Stated task. How many lines in the records below contain the word "with"? Give only the number.

--- start of Exercise material ---

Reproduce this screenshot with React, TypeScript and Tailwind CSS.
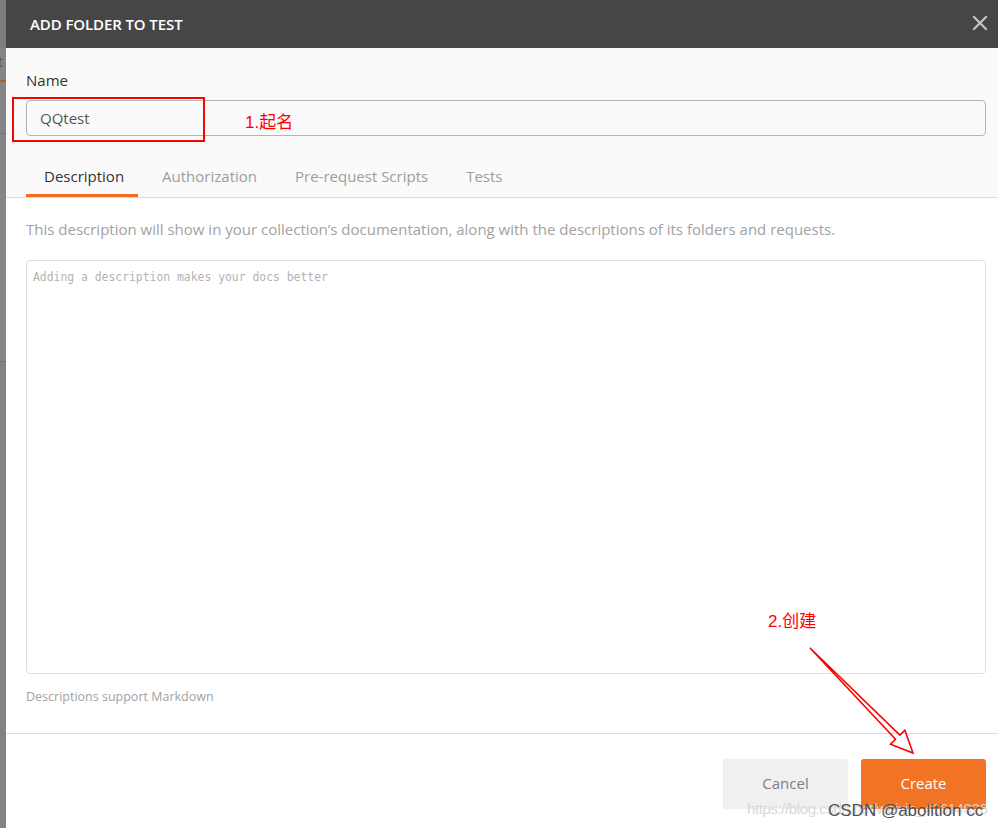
import React from "react";

const sans = { fontFamily: '"Open Sans", "Noto Sans", sans-serif' };

export default function App() {
  return (
    <div className="relative flex h-[828px] w-[998px] overflow-hidden bg-white" style={sans}>
      {/* background strip on the left */}
      <div className="relative flex w-[6px] flex-col bg-[#858585]">
        <div className="h-[48px] bg-[#7c7c7c]" />
        <div className="h-[34px] border-b-2 border-[#a0633a] text-[14px] leading-[28px] text-[#555]">
          <span className="-ml-[2px]">t</span>
        </div>
        <div className="h-[52px] border-b border-[#727272]" />
        <div className="h-[228px] border-b border-[#727272]" />
        <div className="flex-1 bg-[#838383]" />
      </div>

      {/* modal */}
      <div className="flex flex-1 flex-col">
        <div className="flex h-[48px] items-center justify-between bg-[#464646] pl-[24px] pr-[10px]">
          <span className="text-[15px] font-semibold tracking-[-0.1px] text-white">ADD FOLDER TO TEST</span>
          <svg width="16" height="16" viewBox="0 0 16 16" className="mb-[2px]">
            <path d="M2 2 L14 14 M14 2 L2 14" stroke="#c4c4c4" strokeWidth="2.2" strokeLinecap="square" />
          </svg>
        </div>

        <div className="flex flex-col bg-[#fafafa] pl-[20px] pr-[12px] pt-[22px]">
          <div className="text-[15px] leading-[20px] text-[#333]">Name</div>
          <div className="mt-[10px] flex h-[36px] items-center rounded-[4px] border border-[#b4b4b4] bg-[#fafafa] pl-[13px] text-[15px] text-[#555]">
            QQtest
          </div>
          <div className="mt-[24px] flex h-[37px] text-[15px]">
            <div className="flex items-center border-b-[3px] border-[#f26b21] pb-[1px] pl-[18px] pr-[14px] text-[#333]">Description</div>
            <div className="flex items-center border-b-[3px] border-transparent pb-[1px] pl-[24px] pr-[19px] text-[#9d9d9d]">Authorization</div>
            <div className="flex items-center border-b-[3px] border-transparent pb-[1px] px-[19px] text-[#9d9d9d]">Pre-request Scripts</div>
            <div className="flex items-center border-b-[3px] border-transparent pb-[1px] px-[19px] text-[#9d9d9d]">Tests</div>
          </div>
        </div>
        <div className="h-px bg-[#dcdcdc]" />

        <div className="flex flex-col pl-[20px] pr-[12px] pt-[21px]">
          <div className="text-[15px] leading-[20px] text-[#a2a2a2]">
            This description will show in your collection’s documentation, along with the descriptions of its folders and requests.
          </div>
          <div className="mt-[21px] h-[414px] rounded-[4px] border border-[#dedede] bg-white px-[6px] pt-[8px]">
            <div className="text-[12px] leading-[16px] text-[#b3b3b3]" style={{ fontFamily: '"DejaVu Sans Mono", monospace', fontSize: "11.4px" }}>
              Adding a description makes your docs better
            </div>
          </div>
          <div className="mt-[15px] text-[12.5px] leading-[16px] text-[#a2a2a2]">Descriptions support Markdown</div>
        </div>
        <div className="mt-[28px] h-px bg-[#dcdcdc]" />

        <div className="flex justify-end gap-[13px] pr-[12px] pt-[25px]">
          <div className="flex h-[50px] w-[125px] items-center justify-center rounded-[3px] bg-[#f0f0f0] pb-[1px] text-[15px] text-[#808080]">Cancel</div>
          <div className="flex h-[50px] w-[125px] items-center justify-center rounded-[3px] bg-[#f37325] pb-[1px] text-[15px] text-white">Create</div>
        </div>
      </div>

      {/* annotations */}
      <div className="absolute left-[12px] top-[97px] h-[45px] w-[193px] border-2 border-[#ff0000]" />
      <div className="absolute left-[245px] top-[111px] text-[17px] leading-[24px] text-[#ff0000]" style={{ fontFamily: '"Liberation Sans", "Noto Sans CJK SC", sans-serif' }}>
        1.起名
      </div>
      <div className="absolute left-[768px] top-[610px] text-[17px] leading-[24px] text-[#ff0000]" style={{ fontFamily: '"Liberation Sans", "Noto Sans CJK SC", sans-serif' }}>
        2.创建
      </div>
      <svg className="absolute left-0 top-0" width="998" height="828" viewBox="0 0 998 828" style={{ pointerEvents: "none" }}>
        <polygon
          points="810,648 895.5,739.3 890.5,744.2 913,753 904.9,730.2 899.9,735.1"
          fill="none"
          stroke="#ff0000"
          strokeWidth="1.6"
          strokeLinejoin="miter"
        />
      </svg>
      <div className="absolute left-[747px] top-[799px] text-[15px] leading-[20px] tracking-[-0.4px] text-[#d8d8d8]" style={{ fontFamily: '"Liberation Sans", sans-serif' }}>
        https://blog.csdn.net/weixin_41614026
      </div>
      <div className="absolute left-[828px] top-[800px] text-[17px] leading-[22px] text-[#505050]" style={{ fontFamily: '"Liberation Sans", sans-serif' }}>
        CSDN @abolition cc
      </div>
    </div>
  );
}
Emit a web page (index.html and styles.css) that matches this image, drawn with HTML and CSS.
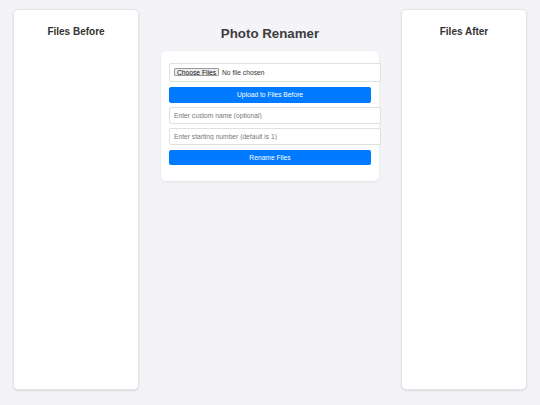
FILE: index.html
```html
<!DOCTYPE html>
<html lang="en">
<head>
<meta charset="utf-8">
<title>Photo Renamer</title>
<link rel="stylesheet" href="styles.css">
</head>
<body>
<div class="layout">
  <section class="panel">
    <h2 class="panel-title">Files Before</h2>
  </section>
  <main class="center">
    <h1 class="title">Photo Renamer</h1>
    <div class="card">
      <input class="field file-field" type="file" multiple>
      <button class="btn btn-upload" type="button">Upload to Files Before</button>
      <input class="field text-field" type="text" placeholder="Enter custom name (optional)">
      <input class="field text-field" type="text" placeholder="Enter starting number (default is 1)">
      <button class="btn btn-rename" type="button">Rename Files</button>
    </div>
  </main>
  <section class="panel">
    <h2 class="panel-title">Files After</h2>
  </section>
</div>
</body>
</html>
```
FILE: styles.css
```css
* { box-sizing: border-box; }
html, body { margin: 0; padding: 0; }
body {
  background: #f4f4f8;
  font-family: "Liberation Sans", Arial, Helvetica, sans-serif;
  color: #333;
  width: 540px;
  height: 405px;
  overflow: hidden;
}
.layout {
  display: flex;
  gap: 22px;
  padding: 9px 13px 0 13px;
  align-items: flex-start;
}
.panel {
  width: 126px;
  height: 381px;
  flex: none;
  background: #fff;
  border: 1px solid #e4e4e8;
  border-radius: 5px;
  box-shadow: 0 1px 2px rgba(0,0,0,0.10);
  padding-top: 16px;
}
.panel-title {
  margin: 0;
  font-size: 10px;
  font-weight: bold;
  text-align: center;
  color: #333;
}
.center {
  flex: 1;
  padding-top: 16.5px;
}
.title {
  margin: 0 0 10px 0;
  font-size: 13.3px;
  font-weight: bold;
  text-align: center;
  color: #3d3d3d;
}
.card {
  background: #fff;
  border-radius: 5px;
  box-shadow: 0 1px 3px rgba(0,0,0,0.08);
  padding: 12px 8px 16px 8px;
  display: flex;
  flex-direction: column;
  align-items: flex-start;
}
.field {
  box-sizing: content-box;
  width: 100%;
  margin: 0;
  padding: 0 4px;
  border: 1px solid #e0e0e0;
  border-radius: 2px;
  background: #fff;
  font-family: "Liberation Sans", Arial, Helvetica, sans-serif;
  font-size: 6.7px;
  color: #333;
  outline: none;
}
.file-field {
  height: 17.6px;
  line-height: 17.6px;
  display: flex;
  align-items: center;
}
.file-field::file-selector-button {
  font-family: "Liberation Sans", Arial, Helvetica, sans-serif;
  font-size: 6.7px;
  padding: 0 2px;
  height: 8px;
  margin-right: 3px;
  border: 1px solid #9a9a9a;
  border-radius: 1px;
  background: #ececef;
  color: #111;
}
.text-field {
  height: 14.5px;
  margin-top: 4.5px;
}
.text-field::placeholder { color: #777; }
.btn {
  width: 100%;
  border: none;
  border-radius: 2px;
  background: #007bff;
  color: #fff;
  font-family: "Liberation Sans", Arial, Helvetica, sans-serif;
  font-size: 6.7px;
  padding: 0;
  cursor: pointer;
}
.btn-upload { margin-top: 5px; height: 15.5px; }
.btn-rename { margin-top: 5px; height: 15.6px; }
```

--- end of Exercise material ---

Expected answer. 3